Malcolm Gladwell is in the business of chewing up elegant meals and spitting them out in the form of cheap pasta with margarine.
He's based a career on identifying complex issues he knows little about, and translating them into oversimplified and usually irrelevant analogies. The Tipping Point was okay, but everything since that has been downhill.
When I saw that he finally decided to chew up my area of expertise, I could barely get through the article, especially when I saw that he started with Greensboro, a community in which I've done several media projects and where I have ongoing relationships.
Thank you for your assessment. I wish a major site or news source would pick it up.

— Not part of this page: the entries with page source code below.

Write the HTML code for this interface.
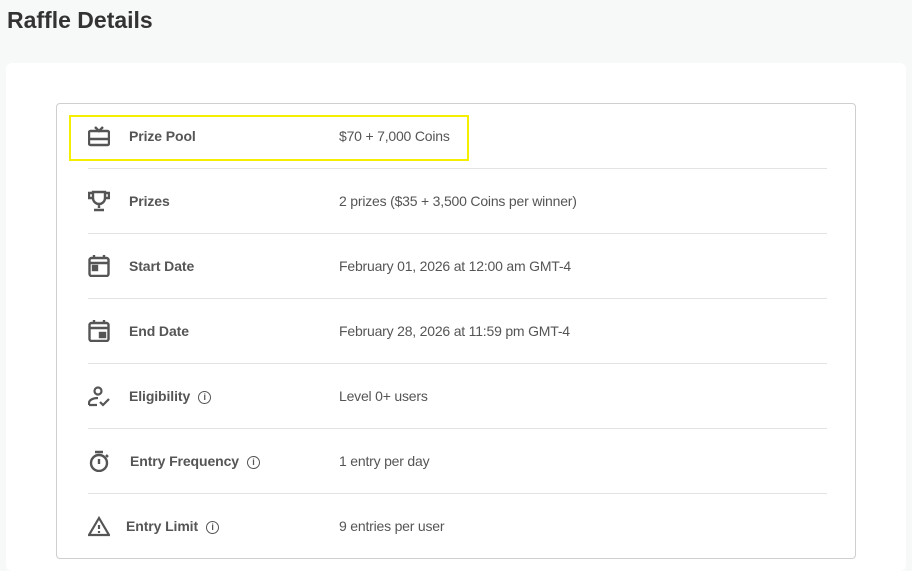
<!DOCTYPE html><html><head><style>
html,body{margin:0;width:912px;height:571px;overflow:hidden}
body{background:#f7f8f8;font-family:"Liberation Sans",sans-serif;position:relative}
h1{position:absolute;left:7px;top:7px;margin:0;font-size:23px;font-weight:bold;color:#333}
.card{position:absolute;left:6px;top:63px;width:900px;height:508px;background:#fff;border-radius:6px}
.box{position:absolute;left:56px;top:103px;width:798px;height:454px;border:1px solid #cfcfcf;border-radius:4px;background:#fff}
.row{position:absolute;left:31px;width:739px;height:65px;box-sizing:border-box;border-bottom:1px solid #e3e3e3}
.row:last-child{border-bottom:none}
.ic{position:absolute;left:0;top:21px;width:22px;height:22px}
.lb{position:absolute;left:41px;top:24px;font-size:14px;font-weight:bold;color:#555;letter-spacing:-0.1px}
.vl{position:absolute;left:251px;top:24px;font-size:14px;color:#555;letter-spacing:-0.2px}
.i{display:inline-block;width:11px;height:11px;border:1.3px solid #555;border-radius:50%;font-size:9px;text-align:center;line-height:11px;margin-left:8px;vertical-align:1px;font-weight:bold}
.hl{position:absolute;left:69px;top:115px;width:396px;height:42px;border:2px solid #f5ee00}
</style></head><body>
<h1>Raffle Details</h1>
<div class="card"></div>
<div class="box">
<div class="row" style="top:0"><svg class="ic" viewBox="0 0 22 22" fill="none" stroke="#555" stroke-width="2.4"><rect x="1" y="6" width="20" height="14" rx="1.5"/><path d="M1 14h20M7 2l4 4 4-4" /></svg><div class="lb">Prize Pool</div><div class="vl">$70 + 7,000 Coins</div></div>
<div class="row" style="top:65px"><svg class="ic" viewBox="0 0 22 22" fill="none" stroke="#555" stroke-width="2.4"><path d="M5 2h12v6a6 6 0 0 1-12 0zM5 3H1v5h4M17 3h4v5h-4M11 14v4M6 20h10"/></svg><div class="lb">Prizes</div><div class="vl">2 prizes ($35 + 3,500 Coins per winner)</div></div>
<div class="row" style="top:130px"><svg class="ic" viewBox="0 0 22 22" fill="none" stroke="#555" stroke-width="2.4"><rect x="1.5" y="3" width="19" height="18" rx="2"/><path d="M1 8h20M6 0v4M16 0v4"/><rect x="5" y="11" width="4" height="4" fill="#555"/></svg><div class="lb">Start Date</div><div class="vl">February 01, 2026 at 12:00 am GMT-4</div></div>
<div class="row" style="top:195px"><svg class="ic" viewBox="0 0 22 22" fill="none" stroke="#555" stroke-width="2.4"><rect x="1.5" y="3" width="19" height="18" rx="2"/><path d="M1 8h20M6 0v4M16 0v4"/><rect x="12" y="13" width="5" height="4" fill="#555"/></svg><div class="lb">End Date</div><div class="vl">February 28, 2026 at 11:59 pm GMT-4</div></div>
<div class="row" style="top:260px"><svg class="ic" viewBox="0 0 22 22" fill="none" stroke="#555" stroke-width="2.2"><circle cx="10" cy="6" r="3.5"/><path d="M1 20v-2c0-3 4-5 9-5M1 20h8M12 17l3 3 6-6"/></svg><div class="lb">Eligibility<span class="i">i</span></div><div class="vl">Level 0+ users</div></div>
<div class="row" style="top:325px"><svg class="ic" viewBox="0 0 22 22" fill="none" stroke="#555" stroke-width="2.4"><circle cx="11" cy="13" r="8"/><path d="M7 2h8M11 9v5M18 5l2 2"/></svg><div class="lb" style="left:42px">Entry Frequency<span class="i">i</span></div><div class="vl">1 entry per day</div></div>
<div class="row" style="top:390px"><svg class="ic" viewBox="0 0 22 22" fill="none" stroke="#555" stroke-width="2.2"><path d="M11 3L1 20h20z"/><path d="M11 10v4M11 16v2"/></svg><div class="lb" style="left:38px">Entry Limit<span class="i">i</span></div><div class="vl">9 entries per user</div></div>
</div>
<div class="hl"></div>
</body></html>
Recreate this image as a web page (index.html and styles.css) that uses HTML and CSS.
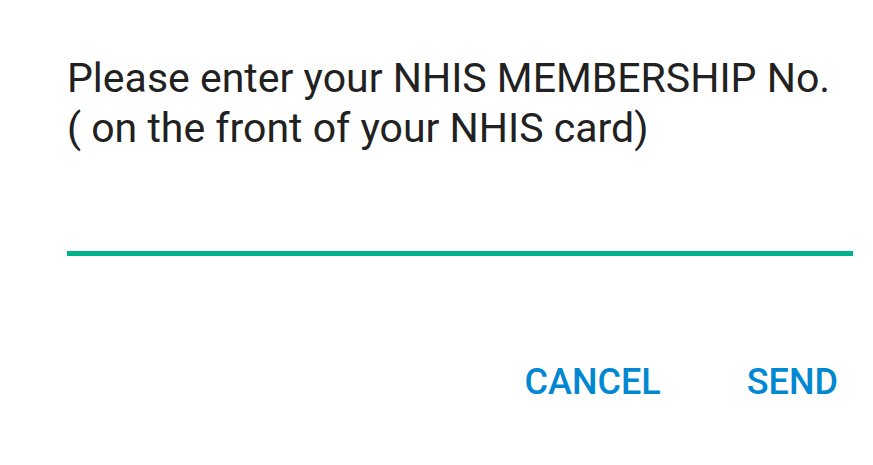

Surely the point is, as the article explicitly states, that the message is more important than the medium - and this is my understanding of Gladwell's point. Too many people see social media as the revolution, or as the way to push tue revolution. If anything, social media makes the presence of compelling content and argument even more important to actually motivate people into action. Sharing a link on Twitter, liking something on Facebook or writing a comment on a blog does not constitute revolutionary action - it might spread the argument, but unless that argument galvanises people into action, it's just talk.
Right on, Shane. And look at this series of posts -- none of us is talking with each other, we're just reacting to what Lina posted, who's only reacting to what Malcolm posted. This particular platform reminds me of several Greek choruses, all shouting over each other. It's crazy making, not dialogue making.
Thanks so much, everyone, for your comments and for continuing the dialogue. As we are all saying, digital tools and social media are accelerators to activism, not the activism itself. I'm not sure why Gladwell -- for all that he's a critical observer, he's not an activist or professional in the for-benefit sector -- has entered the field now, when activists have been debating this for year and have moved on to a more nuanced debate. But as we can see, it's still an active and lively debate.